De todos modos, eso no debe hacernos olvidar que, durante estos 21 meses, en los que hubo manifestaciones masivas y acciones de lucha contundentes -muchas de ellas brutalmente reprimidas- contra las políticas de ajuste gubernamental, también hubo en paralelo una suerte de justificación del voto libertario como expresión legítima del hartazgo plebeyo ante los padecimientos sufridos durante las décadas previas. No obstante, hay que subrayar que esa actitud indulgente trunca la posibilidad de revisión crítica: no todo voto popular es emancipador y no todo enojo deriva en una salida progresiva. Efectivamente, a partir del aprendizaje efectuado, votar por alguien que propone motosierra y destrucción no puede volver a leerse como gesto neutro.
Por todo esto, de aquí a octubre no nos comamos —una vez más— la curva de la bipolarización reloaded, ese simulacro que nos ha encerrado en un círculo vicioso de consensos negativos, rotativos y cada vez más resignados, alrededor de sucesivos “males menores” que terminaron llevando al poder al “peor de todos los males”. La justificación de ese voto harto, que se presenta como gesto lúcido o pragmático, ha devenido en pasividad estratégica y en indulgencia como forma de derrota política. Bienvenido sea octubre para abordar tal desafío. Ya sabemos que no hay solo dos caminos. Existen múltiples dispositivos de resistencia popular y más de una opción que incomoda, excediendo el formato binario.

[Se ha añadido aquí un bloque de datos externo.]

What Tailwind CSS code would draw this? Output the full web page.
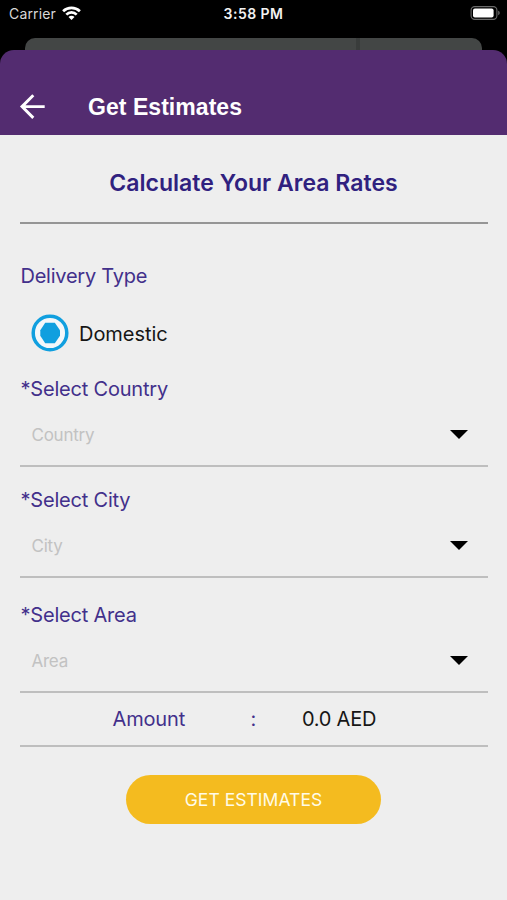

Y si octubre no trae estandarte, que al menos traiga un gesto de rebeldía. Porque incluso sin bandera, hay quienes eligen desafiar antes que resignarse ante los hechos consumados. Frente a un gobierno que ajusta con motosierra, insulta con crueldad, reprime sin clemencia y pisotea la dignidad popular, el gesto rebelde es mucho más que una consigna: es una forma de supervivencia individual y de resistencia colectiva, un llamado a la acción y, sobre todo, una invitación a imaginar y a construir una salida política alternativa.